* STATED EXERCISE: Locate the string "index" in the listing below. Copy every line where it is found.

>> Begin

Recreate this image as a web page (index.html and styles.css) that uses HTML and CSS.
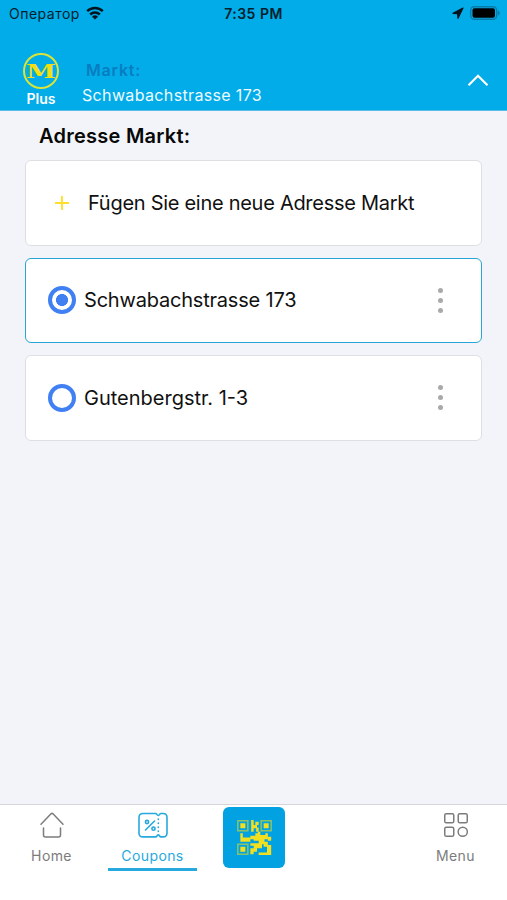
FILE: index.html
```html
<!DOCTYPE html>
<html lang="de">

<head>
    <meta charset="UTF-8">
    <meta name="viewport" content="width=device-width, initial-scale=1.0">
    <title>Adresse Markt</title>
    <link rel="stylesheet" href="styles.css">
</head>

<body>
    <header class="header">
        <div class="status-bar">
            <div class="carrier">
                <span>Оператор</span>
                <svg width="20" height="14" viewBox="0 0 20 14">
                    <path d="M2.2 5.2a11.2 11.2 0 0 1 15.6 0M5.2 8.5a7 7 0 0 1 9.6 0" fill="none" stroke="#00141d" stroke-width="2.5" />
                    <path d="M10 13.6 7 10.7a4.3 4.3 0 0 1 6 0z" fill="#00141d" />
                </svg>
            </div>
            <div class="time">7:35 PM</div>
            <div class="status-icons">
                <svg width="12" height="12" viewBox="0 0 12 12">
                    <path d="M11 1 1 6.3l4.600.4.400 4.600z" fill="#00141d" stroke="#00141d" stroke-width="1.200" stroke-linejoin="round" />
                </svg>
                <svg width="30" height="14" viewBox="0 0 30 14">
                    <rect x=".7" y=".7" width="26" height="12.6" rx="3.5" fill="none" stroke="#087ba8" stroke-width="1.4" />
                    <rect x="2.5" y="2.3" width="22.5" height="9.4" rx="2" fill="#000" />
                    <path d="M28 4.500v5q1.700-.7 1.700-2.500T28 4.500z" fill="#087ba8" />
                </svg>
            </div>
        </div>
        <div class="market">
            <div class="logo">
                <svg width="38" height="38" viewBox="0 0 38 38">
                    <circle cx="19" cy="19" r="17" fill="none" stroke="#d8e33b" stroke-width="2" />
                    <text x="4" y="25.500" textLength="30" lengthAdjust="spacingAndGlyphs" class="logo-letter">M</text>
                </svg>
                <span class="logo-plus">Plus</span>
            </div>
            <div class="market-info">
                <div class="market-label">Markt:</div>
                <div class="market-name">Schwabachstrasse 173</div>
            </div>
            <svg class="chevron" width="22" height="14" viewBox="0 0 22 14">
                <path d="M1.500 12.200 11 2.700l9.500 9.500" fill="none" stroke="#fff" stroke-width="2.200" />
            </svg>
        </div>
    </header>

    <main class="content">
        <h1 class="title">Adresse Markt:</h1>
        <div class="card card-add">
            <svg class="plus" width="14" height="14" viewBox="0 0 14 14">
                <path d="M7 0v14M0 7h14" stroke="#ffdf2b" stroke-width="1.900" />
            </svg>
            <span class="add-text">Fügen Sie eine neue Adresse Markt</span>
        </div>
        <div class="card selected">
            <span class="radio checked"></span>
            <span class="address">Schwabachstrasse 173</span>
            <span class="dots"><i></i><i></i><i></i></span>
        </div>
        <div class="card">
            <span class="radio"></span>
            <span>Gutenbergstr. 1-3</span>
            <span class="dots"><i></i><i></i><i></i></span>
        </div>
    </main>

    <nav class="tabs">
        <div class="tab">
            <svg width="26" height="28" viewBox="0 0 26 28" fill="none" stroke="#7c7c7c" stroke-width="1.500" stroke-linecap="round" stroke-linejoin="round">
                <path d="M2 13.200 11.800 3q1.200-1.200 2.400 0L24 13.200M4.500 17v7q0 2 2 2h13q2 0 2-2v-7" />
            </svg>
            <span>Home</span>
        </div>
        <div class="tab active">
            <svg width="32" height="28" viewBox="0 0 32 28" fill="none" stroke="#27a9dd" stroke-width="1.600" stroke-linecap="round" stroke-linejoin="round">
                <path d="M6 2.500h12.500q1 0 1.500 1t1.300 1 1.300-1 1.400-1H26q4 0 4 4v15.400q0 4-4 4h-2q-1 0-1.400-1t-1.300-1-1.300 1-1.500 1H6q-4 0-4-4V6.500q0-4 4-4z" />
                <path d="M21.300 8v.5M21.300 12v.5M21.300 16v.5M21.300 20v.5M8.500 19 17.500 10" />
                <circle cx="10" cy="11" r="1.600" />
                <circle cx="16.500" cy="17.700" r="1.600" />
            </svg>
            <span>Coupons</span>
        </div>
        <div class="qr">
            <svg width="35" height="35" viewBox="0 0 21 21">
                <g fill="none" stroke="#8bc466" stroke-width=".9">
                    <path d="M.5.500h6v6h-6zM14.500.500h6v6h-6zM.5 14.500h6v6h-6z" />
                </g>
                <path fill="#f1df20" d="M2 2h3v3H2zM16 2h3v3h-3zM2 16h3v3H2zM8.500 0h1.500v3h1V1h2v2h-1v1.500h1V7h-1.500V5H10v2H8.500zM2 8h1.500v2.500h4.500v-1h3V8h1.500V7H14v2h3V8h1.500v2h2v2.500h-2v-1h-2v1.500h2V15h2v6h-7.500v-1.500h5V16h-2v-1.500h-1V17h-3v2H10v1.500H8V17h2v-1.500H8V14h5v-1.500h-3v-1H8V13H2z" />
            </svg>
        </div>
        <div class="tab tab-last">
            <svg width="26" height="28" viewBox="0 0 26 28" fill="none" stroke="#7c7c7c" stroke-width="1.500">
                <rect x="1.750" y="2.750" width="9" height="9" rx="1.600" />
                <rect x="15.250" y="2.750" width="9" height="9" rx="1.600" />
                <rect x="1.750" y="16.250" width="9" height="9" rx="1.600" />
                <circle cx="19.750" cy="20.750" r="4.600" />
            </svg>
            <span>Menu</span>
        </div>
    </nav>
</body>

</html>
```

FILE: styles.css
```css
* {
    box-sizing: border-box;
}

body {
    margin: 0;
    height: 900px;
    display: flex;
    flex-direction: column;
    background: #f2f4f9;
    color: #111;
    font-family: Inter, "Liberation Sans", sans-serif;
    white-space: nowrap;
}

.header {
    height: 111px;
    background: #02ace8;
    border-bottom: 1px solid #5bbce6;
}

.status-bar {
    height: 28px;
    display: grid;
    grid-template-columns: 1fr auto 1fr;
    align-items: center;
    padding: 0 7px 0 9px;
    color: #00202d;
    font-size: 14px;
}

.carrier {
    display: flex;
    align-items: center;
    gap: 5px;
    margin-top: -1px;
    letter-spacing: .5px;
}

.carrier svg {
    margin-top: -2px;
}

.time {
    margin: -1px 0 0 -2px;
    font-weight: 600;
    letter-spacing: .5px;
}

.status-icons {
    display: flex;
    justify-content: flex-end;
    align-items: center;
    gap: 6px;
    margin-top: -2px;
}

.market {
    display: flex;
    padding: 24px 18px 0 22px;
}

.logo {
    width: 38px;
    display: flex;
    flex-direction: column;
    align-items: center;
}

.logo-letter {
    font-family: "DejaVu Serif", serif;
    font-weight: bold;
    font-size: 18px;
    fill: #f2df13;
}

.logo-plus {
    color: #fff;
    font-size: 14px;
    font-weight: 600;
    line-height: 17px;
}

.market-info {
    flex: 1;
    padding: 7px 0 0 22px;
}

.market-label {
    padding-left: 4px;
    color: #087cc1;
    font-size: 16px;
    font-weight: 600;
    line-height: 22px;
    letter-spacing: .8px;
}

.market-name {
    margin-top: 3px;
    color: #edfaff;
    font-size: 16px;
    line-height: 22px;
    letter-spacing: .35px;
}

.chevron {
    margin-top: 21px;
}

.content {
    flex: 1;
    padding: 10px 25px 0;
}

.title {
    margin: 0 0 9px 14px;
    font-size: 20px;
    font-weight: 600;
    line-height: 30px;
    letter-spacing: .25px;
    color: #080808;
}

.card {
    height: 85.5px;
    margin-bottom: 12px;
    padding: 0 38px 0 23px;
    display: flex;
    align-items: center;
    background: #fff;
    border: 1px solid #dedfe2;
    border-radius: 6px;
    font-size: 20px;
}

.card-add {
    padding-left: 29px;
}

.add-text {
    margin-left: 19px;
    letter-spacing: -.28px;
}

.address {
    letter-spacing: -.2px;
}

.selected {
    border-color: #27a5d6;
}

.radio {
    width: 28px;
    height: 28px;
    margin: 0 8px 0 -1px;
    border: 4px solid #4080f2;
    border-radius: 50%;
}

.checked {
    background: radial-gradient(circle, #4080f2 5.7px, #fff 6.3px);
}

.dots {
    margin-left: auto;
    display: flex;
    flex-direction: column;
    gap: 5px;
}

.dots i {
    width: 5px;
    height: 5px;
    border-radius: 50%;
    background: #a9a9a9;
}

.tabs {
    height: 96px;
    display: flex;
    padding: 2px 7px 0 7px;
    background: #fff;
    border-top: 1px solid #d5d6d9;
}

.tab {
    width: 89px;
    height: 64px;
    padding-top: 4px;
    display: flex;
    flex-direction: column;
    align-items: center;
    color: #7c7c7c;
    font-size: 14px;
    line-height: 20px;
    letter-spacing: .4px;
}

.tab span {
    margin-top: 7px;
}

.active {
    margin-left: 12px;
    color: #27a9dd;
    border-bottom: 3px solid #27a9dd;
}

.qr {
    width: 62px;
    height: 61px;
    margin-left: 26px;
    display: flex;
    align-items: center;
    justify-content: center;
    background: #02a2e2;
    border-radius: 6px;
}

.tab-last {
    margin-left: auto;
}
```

>> End

* TASK ANSWER:
Recreate this image as a web page (index.html and styles.css) that uses HTML and CSS.
FILE: index.html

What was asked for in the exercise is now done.